On reprit ; on lut l’énumération à la fois touchante et orgueilleuse des anciennes richesses en troupeaux de son maître, faites par le gardeur de pourceaux au mendiant attentif. Le berger désespère de revoir jamais son maître. « Il reviendra ! s’écrie Ulysse prêt à se trahir. — Ne me trompez pas, dit Eumée, je hais à l’égal des portes de l’enfer l’homme qui pense d’une façon et qui parle de l’autre ! »

— « Voyez comme le mensonge était odieux aux hommes d’autrefois », dit notre mère.

XXII §

La conversation devient plus pressante, plus glissante et plus pathétique. Ulysse raconte sur lui-même au berger une longue histoire imaginaire. Il lui demande, pour l’éprouver, de descendre le lendemain à la ville, {p. 517}pour aller mendier dans le palais de Pénélope. Eumée l’en détourne avec horreur ; il lui annonce les mépris qu’il aura à supporter.

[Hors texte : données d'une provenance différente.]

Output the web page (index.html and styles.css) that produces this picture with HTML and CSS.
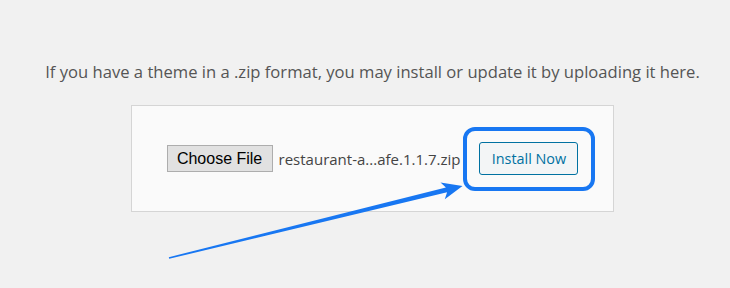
FILE: index.html
```html
<!DOCTYPE html>
<html>
  <head>
    <title>Upload Theme</title>
    <meta name="viewport" content="width=device-width, initial-scale=1">
    <link rel="stylesheet" href="styles.css">
  </head>
  <body>
  <div class="page">
    <p class="install-help">If you have a theme in a .zip format, you may install or update it by uploading it here.</p>
    <div class="upload-box">
      <button class="choose-btn">Choose File</button>
      <span class="file-name">restaurant-a...afe.1.1.7.zip</span>
      <span class="highlight">
        <button class="install-btn">Install Now</button>
      </span>
    </div>
  </div>
  <svg class="arrow" width="730" height="288" viewBox="0 0 730 288">
    <polygon points="168.8,257.2 445.9,187.4 440.5,182.5 462.5,186 444.8,199.2 447.1,192.2 169.2,258.8" fill="#1877f2"/>
  </svg>
  </body>
</html>
```

FILE: styles.css
```css
* {
  box-sizing: border-box;
}
html, body {
  margin: 0;
  padding: 0;
  background-color: #f1f1f1;
  height: 288px;
  overflow: hidden;
}
body {
  position: relative;
  font-family: "Open Sans", sans-serif;
}
.page {
  padding-left: 15px;
  padding-top: 59px;
}
.install-help {
  margin: 0;
  text-align: center;
  font-size: 16.6px;
  line-height: 26px;
  color: #555;
}
.upload-box {
  width: 483px;
  height: 107px;
  margin: 20px auto 0;
  border: 1px solid #d5d5d5;
  background-color: #fafafa;
  display: flex;
  align-items: center;
  justify-content: center;
}
.choose-btn {
  font-family: "Liberation Sans", Arial, sans-serif;
  font-size: 16px;
  color: #000;
  background-color: #e1e1e1;
  border: 1px solid #adadad;
  border-radius: 0;
  height: 27px;
  width: 106px;
  padding: 0;
}
.file-name {
  font-size: 15px;
  color: #444;
  margin-left: 6px;
  margin-right: 19px;
}
.highlight {
  position: relative;
  display: inline-block;
}
.highlight::after {
  content: "";
  position: absolute;
  left: -16px;
  right: -17px;
  top: -15px;
  bottom: -16px;
  border: 4px solid #1877f2;
  border-radius: 12px;
}
.install-btn {
  display: block;
  font-family: "Open Sans", sans-serif;
  font-size: 14.4px;
  color: #0071a1;
  background-color: #f3f5f6;
  border: 1px solid #0071a1;
  border-radius: 3px;
  width: 99px;
  height: 33px;
  padding: 0;
}
.arrow {
  position: absolute;
  left: 0;
  top: 0;
}
```
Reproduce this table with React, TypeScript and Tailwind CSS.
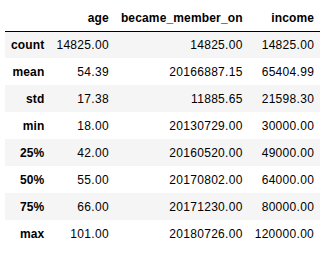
const COLUMNS = ["age", "became_member_on", "income"];

const ROWS: [string, string[]][] = [
  ["count", ["14825.00", "14825.00", "14825.00"]],
  ["mean", ["54.39", "20166887.15", "65404.99"]],
  ["std", ["17.38", "11885.65", "21598.30"]],
  ["min", ["18.00", "20130729.00", "30000.00"]],
  ["25%", ["42.00", "20160520.00", "49000.00"]],
  ["50%", ["55.00", "20170802.00", "64000.00"]],
  ["75%", ["66.00", "20171230.00", "80000.00"]],
  ["max", ["101.00", "20180726.00", "120000.00"]],
];

export default function App() {
  return (
    <div className="w-[336px] h-[253px] bg-white pl-[5px] pt-[5px] font-['Liberation_Sans',Arial,sans-serif] text-[12px] text-black">
      <table className="border-collapse">
        <thead className="border-b border-black">
          <tr>
            <th className="px-[6px] h-[26px] leading-[14px]" />
            {COLUMNS.map((c) => (
              <th key={c} className="px-[6px] h-[26px] leading-[14px] text-right font-bold tracking-[0.15px]">
                {c}
              </th>
            ))}
          </tr>
        </thead>
        <tbody>
          {ROWS.map(([label, vals], i) => (
            <tr key={label} className={i % 2 === 0 ? "bg-[#f5f5f5]" : "bg-white"}>
              <th className="px-[6px] h-[27px] leading-[14px] text-right font-bold tracking-[0.15px]">{label}</th>
              {vals.map((v, j) => (
                <td key={j} className="px-[6px] h-[27px] leading-[14px] text-right tracking-[0.3px]">
                  {v}
                </td>
              ))}
            </tr>
          ))}
        </tbody>
      </table>
    </div>
  );
}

Pendant cet entretien, Télémaque, rapporté de Lacédémone sur un léger navire, débarque, lui-même inconnu, à Ithaque. Il monte comme son père à la bergerie d’Eumée. Les chiens, qui n’avaient pas connu Ulysse, parti avant leur naissance, le reconnaissent et le flattent.

Eumée tout en larmes baise la tête, les yeux, les mains de son jeune maître. « D’où nous vient cet étranger ? » demande Télémaque à l’aspect du mendiant inconnu.

Ulysse reprend sa forme héroïque ; la reconnaissance du père et du fils se fait au foyer du berger fidèle.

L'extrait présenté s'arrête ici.